What is the best way of randomly initialising but freezing the last layers of a densenet?

I have the following code, where I am using a pretrained model but unfreezing the last denseblock4 and norm5 blocks for fine-tuning:

model = models.densenet161(pretrained=True)
for param in model.parameters():
    param.requires_grad = False
submodules = model.features[-2:]  
for param in submodules.parameters():
    param.requires_grad = True

However, instead of training these submodule layers, I would like to randomly intialise them and freeze them. What would be the best way of doing this?

You could remove the second loop, which “unfreezes” the parameters and call .reset_parameters() on the desired modules instead:

for module in submodules.modules():
    if hasattr(module, "reset_parameters"):
        module.reset_parameters()

or use a custom weight initialization via submodules.apply.

1 Like

ok great, I think that’s exactly what I was looking for. Is there a way of checking if they are frozen/unfrozen?

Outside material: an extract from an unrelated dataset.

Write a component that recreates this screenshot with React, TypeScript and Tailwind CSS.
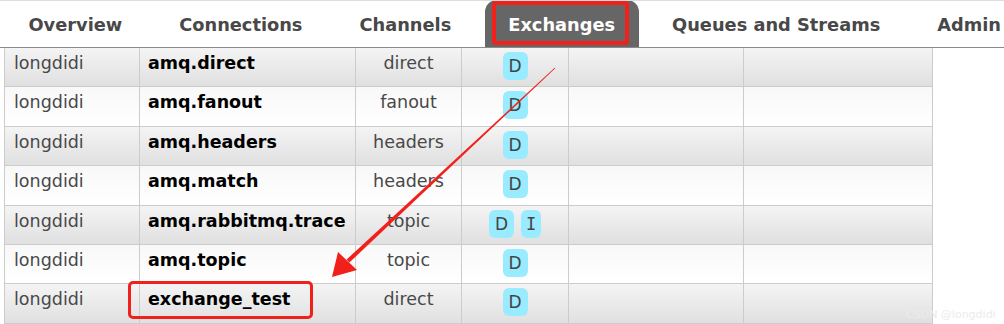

Yes, you can check the .requires_grad of the corresponding parameters and verify it’s set to False:

for name, param in submodules.named_parameters():
    print("{}.requires_grad == {}".format(name, param.requires_grad))
1 Like

Let’s say I want to use batch normalisation stats provided by ImageNet and so not randomly initialise them. Would the following be appropriate when defining the model before running the training loop?:

with torch.no_grad():  # allows to re-initialize the parameters
    submodules = model.features[-2:] 
    for submodule in submodules.modules():
        if isinstance(submodule, torch.nn.Conv2d):
            # randomly re-initialize the weights
            torch.nn.init.kaiming_normal_(submodule.weight)
            if submodule.bias is not None:
                # reset the bias to zero
                torch.nn.init.zeros_(submodule.bias)
        elif isinstance(submodule, torch.nn.BatchNorm2d):
            torch.nn.init.ones_(submodule.weight)
            torch.nn.init.zeros_(submodule.bias)
            # also reset running mean and running_var
            torch.nn.init.zeros_(submodule.running_mean)
            torch.nn.init.ones_(submodule.running_var)

No, since you are resetting the batchnorm parameters and buffers to their original values while it seems you want to use the pretrained values or am I misunderstanding your use case?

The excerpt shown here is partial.